Chicago Sun-Times Demands DHS Stop Using Its Photos in Social Media Posts — Threatens to Sue

Ashlee Rezin/Chicago Sun-Times via AP
The Chicago Sun-Times is demanding that the Department of Homeland Security stop using its photos in the agency’s social media posts, sending a letter to DHS Secretary Kristi Noem threatening a lawsuit.
Like other federal government agencies during President Donald Trump’s second term, DHS has taken a more aggressive approach to its social media communication, posting memes to promote job recruiting and attack the president’s critics.
The Trump administration has sent National Guard troops and ICE agents into several U.S. cities, claiming it is necessary to crack down on crime and illegal immigration. However, this federal deployment has been done over the objections of many local and state elected officials, including Illinois Gov. JB Pritzker and Chicago Mayor Brandon Johnson, who filed a lawsuit seeking to block it.
The Sun-Times is among numerous local media outlets across the country that have been documenting the activities of federal agents and protests against them, and the paper says that DHS has been using some of the photo and video content produced by its journalists without permission.
Steven Mandell, attorney for the Sun-Times, sent a letter Thursday night to Noem and DHS acting general counsel Joseph Mazzara, the paper reported.
The letter listed three of the newspaper’s photos that DHS had used in its social media posts recently.
“These usages are blatant infringements” of the Sun-Times’ intellectual property rights, Mazzara wrote, and threatened to file a lawsuit for infringement if the agency did not remove the photos immediately from its social media accounts.
Mazzara emphasized the Sun-Times’ view that it was “imperative” as a media organization that it “maintains its independence in order to fairly report on government agencies,” and found DHS’ use of its photos “particularly egregious” because it implied an endorsement of DHS’ activities, specifically its immigration enforcement actions.
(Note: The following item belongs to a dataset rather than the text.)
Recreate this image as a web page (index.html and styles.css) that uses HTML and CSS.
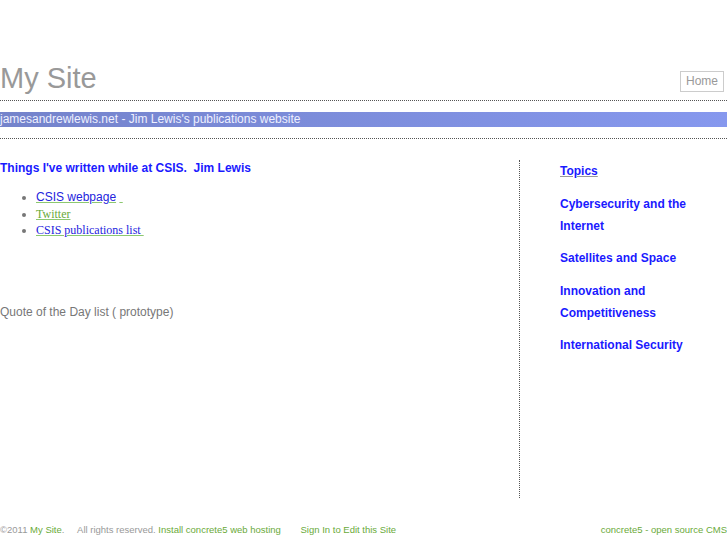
FILE: index.html
```html
<!DOCTYPE html>
<html>
<head>
<meta charset="utf-8">
<title>My Site</title>
<link rel="stylesheet" href="styles.css">
</head>
<body>
<div class="page">
  <header class="header">
    <h1 class="site-title">My Site</h1>
    <nav class="nav"><a class="nav-home" href="#">Home</a></nav>
  </header>
  <div class="tagline-wrap">
    <div class="tagline">jamesandrewlewis.net - Jim Lewis's publications website</div>
  </div>
  <div class="main">
    <div class="content">
      <h2 class="content-heading">Things I've written while at CSIS.&nbsp; Jim Lewis</h2>
      <ul class="links">
        <li><a class="lnk sans" href="#">CSIS webpage</a> <a class="lnk sans" href="#">&nbsp;</a></li>
        <li><a class="lnk serif green" href="#">Twitter</a></li>
        <li><a class="lnk serif" href="#">CSIS publications list&nbsp;</a></li>
      </ul>
      <p class="quote">Quote of the Day list ( prototype)</p>
    </div>
    <aside class="sidebar">
      <p class="topic topic-head"><a href="#">Topics</a></p>
      <p class="topic">Cybersecurity and the Internet</p>
      <p class="topic">Satellites and Space</p>
      <p class="topic">Innovation and Competitiveness</p>
      <p class="topic">International Security</p>
    </aside>
  </div>
  <footer class="footer">
    <div class="footer-left">
      <span>&copy;2011 <a href="#">My Site</a>.</span>
      <span class="gap1">All rights reserved.</span>
      <a href="#">Install concrete5 web hosting</a>
      <a class="gap2" href="#">Sign In to Edit this Site</a>
    </div>
    <div class="footer-right"><a href="#">concrete5 - open source CMS</a></div>
  </footer>
</div>
</body>
</html>
```
FILE: styles.css
```css
html, body {
  margin: 0;
  padding: 0;
  background: #fff;
}
body {
  font-family: "Liberation Sans", Arial, sans-serif;
  font-size: 12px;
  color: #777;
}
.page {
  width: 727px;
  overflow: hidden;
}
.header {
  display: flex;
  justify-content: space-between;
  align-items: flex-end;
  padding-top: 62px;
  padding-bottom: 6px;
  border-bottom: 1px dotted #555;
}
.site-title {
  margin: 0;
  font-size: 29px;
  line-height: 32px;
  font-weight: normal;
  color: #999;
}
.nav {
  margin-bottom: 2px;
  margin-right: 3px;
}
.nav-home {
  display: block;
  border: 1px solid #ccc;
  padding: 0 5px;
  line-height: 19px;
  color: #999;
  text-decoration: none;
  font-size: 12px;
}
.tagline-wrap {
  padding: 11px 0 11px;
  border-bottom: 1px dotted #555;
}
.tagline {
  height: 15px;
  line-height: 15px;
  background: linear-gradient(to right, #7483cb, #8698ee);
  color: #eef0ff;
  font-size: 12px;
}
.main {
  display: flex;
  margin-top: 21px;
}
.content {
  width: 520px;
  min-height: 338px;
  padding-top: 1px;
  border-right: 1px dotted #555;
  box-sizing: border-box;
}
.content-heading {
  margin: 0;
  font-size: 12px;
  line-height: 14px;
  font-weight: bold;
  color: #1a1aff;
}
.links {
  margin: 14px 0 0;
  padding-left: 36px;
  color: #777;
}
.links li {
  line-height: 16.5px;
}
.lnk {
  color: #2424dd;
  text-decoration: underline;
  text-decoration-color: #8cc870;
}
.sans {
  font-family: "Liberation Sans", Arial, sans-serif;
  font-size: 12px;
}
.serif {
  font-family: "Liberation Serif", "Times New Roman", serif;
  font-size: 12px;
}
.green {
  color: #6aaa3a;
}
.quote {
  margin: 66px 0 0;
  line-height: 14px;
  color: #777;
  font-size: 12px;
}
.sidebar {
  padding-left: 40px;
  padding-top: 1px;
  width: 150px;
}
.topic {
  margin: 0 0 10.5px;
  line-height: 22px;
  font-weight: bold;
  color: #1a1aff;
  font-size: 12px;
}
.topic-head {
  margin-top: -1px;
}
.topic-head a {
  color: #1a1aff;
  text-decoration: underline;
  text-decoration-color: #999;
}
.footer {
  display: flex;
  justify-content: space-between;
  margin-top: 26px;
  font-size: 9.5px;
  line-height: 12px;
  color: #999;
}
.footer a {
  color: #6aaa3a;
  text-decoration: none;
}
.gap1 {
  margin-left: 10px;
}
.gap2 {
  margin-left: 17px;
}
.footer-right {
  text-align: right;
}
```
This “false implication that CSTM gave permission for its intellectual property to be used in connection with the Department’s publicity campaign damages CSTM’s credibility and interferes with its ability to report on these issues,” the letter continued.
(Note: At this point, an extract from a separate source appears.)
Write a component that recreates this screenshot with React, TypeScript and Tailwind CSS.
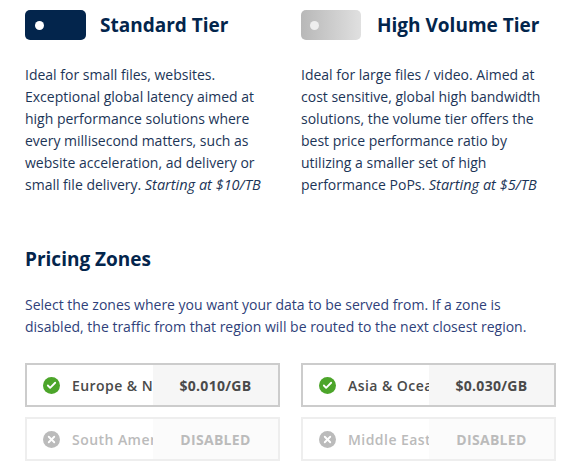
import React from 'react';
import { Check, X } from 'lucide-react';

const font = "font-['Open_Sans',sans-serif]";

type Zone = { name: string; price: string; enabled: boolean };

const zones: Zone[] = [
  { name: 'Europe & North America', price: '$0.010/GB', enabled: true },
  { name: 'Asia & Oceania', price: '$0.030/GB', enabled: true },
  { name: 'South America', price: 'DISABLED', enabled: false },
  { name: 'Middle East', price: 'DISABLED', enabled: false },
];

const ZoneBox = ({ zone }: { zone: Zone }) => (
  <div
    className={`flex h-[44px] items-stretch border-2 ${zone.enabled ? 'border-[#cccccc]' : 'border-[#eeeeee]'}`}
  >
    <div className="flex w-[126px] shrink-0 items-center overflow-hidden pl-[16px]">
      <span
        className={`flex h-[17px] w-[17px] shrink-0 items-center justify-center rounded-full ${zone.enabled ? 'bg-[#4ca52a]' : 'bg-[#bbbbbb]'}`}
      >
        {zone.enabled ? (
          <Check className="h-[11px] w-[11px] text-white" strokeWidth={4} />
        ) : (
          <X className="h-[11px] w-[11px] text-white" strokeWidth={4} />
        )}
      </span>
      <span
        className={`ml-[12px] whitespace-nowrap text-[14px] font-semibold tracking-[0.45px] ${zone.enabled ? 'text-[#4a4a4a]' : 'text-[#bbbbbb]'}`}
      >
        {zone.name}
      </span>
    </div>
    <div
      className={`flex flex-1 items-center justify-center text-[14px] font-bold tracking-[0.3px] ${zone.enabled ? 'bg-[#f6f6f6] text-[#4a4a4a]' : 'bg-[#fbfbfb] text-[#bbbbbb]'}`}
    >
      {zone.price}
    </div>
  </div>
);

const Tier = ({
  title,
  swatch,
  dot,
  gap,
  children,
}: {
  title: string;
  swatch: string;
  dot: string;
  gap: string;
  children: React.ReactNode;
}) => (
  <div>
    <div className={`flex h-[30px] items-center ${gap}`}>
      <div className={`flex h-[30px] items-center rounded-[5px] ${swatch}`}>
        <span className={`h-[9px] w-[9px] rounded-full ${dot}`} />
      </div>
      <h2 className="text-[19px] font-bold text-[#03254c]">{title}</h2>
    </div>
    <p className="mt-[24px] text-[14px] leading-[22px] text-[#1c3557]">{children}</p>
  </div>
);

export default function App() {
  return (
    <div className={`${font} h-[474px] w-[582px] overflow-hidden bg-white pl-[25px] pr-[26px] pt-[10px]`}>
      <div className="grid grid-cols-2 gap-x-[21px]">
        <Tier title="Standard Tier" swatch="w-[61px] pl-[10px] bg-[#03254c]" dot="bg-white" gap="gap-[14px]">
          Ideal for small files, websites. Exceptional global latency aimed at high performance solutions where every millisecond matters, such as website acceleration, ad delivery or small file delivery.{' '}
          <em className="text-[14.5px]">Starting at $10/TB</em>
        </Tier>
        <Tier
          title="High Volume Tier"
          swatch="w-[60px] pl-[9px] bg-gradient-to-r from-[#b8b8b8] to-[#e0e0e0]"
          dot="bg-[#eeeeee]"
          gap="gap-[16px]"
        >
          Ideal for large files / video. Aimed at cost sensitive, global high bandwidth solutions, the volume tier offers the best price performance ratio by utilizing a smaller set of high performance PoPs.{' '}
          <em className="text-[14.5px]">Starting at $5/TB</em>
        </Tier>
      </div>
      <h2 className="mt-[48px] text-[19px] font-bold leading-[30px] text-[#03254c]">Pricing Zones</h2>
      <p className="mt-[20px] text-[14px] leading-[22px] text-[#2f3f7a]">
        Select the zones where you want your data to be served from. If a zone is disabled, the traffic from that region will be routed to the next closest region.
      </p>
      <div className="mt-[25px] grid grid-cols-2 gap-x-[21px] gap-y-[10px]">
        {zones.map((zone) => (
          <ZoneBox key={zone.name} zone={zone} />
        ))}
      </div>
    </div>
  );
}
According to Mazzara, the statutory damages for this type of infringement could be “up to $150,000 per violation,” the Sun-Times reported.
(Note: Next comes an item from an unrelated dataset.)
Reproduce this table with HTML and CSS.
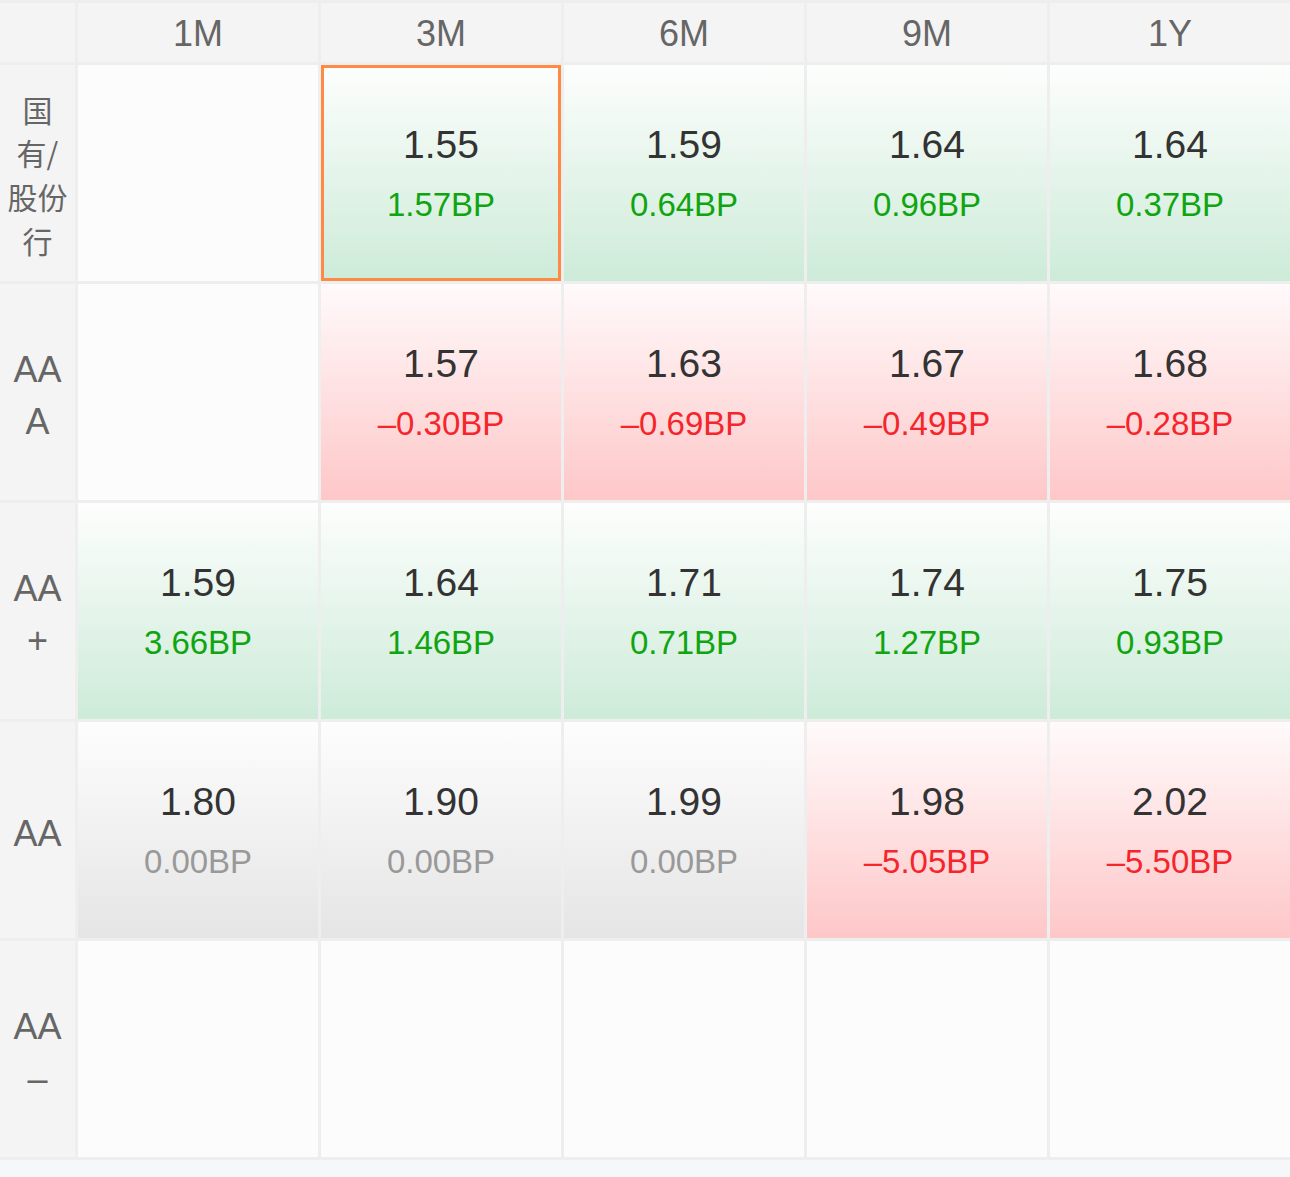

Among the photos the paper says DHS used was one of federal agents walking in Chicago taken by Sun-Times photo desk editor Ashlee Rezin that was incorporated into an image resembling a movie poster for 2015’s Sicario.
Another video montage tweeted by DHS used additional photos by Rezin and Sun-Times video journalist Zubaer Khan, wrote Mazzara.
As of Friday evening, those posts with the photos the Sun-Times says are infringement are still up on the DHS account on X.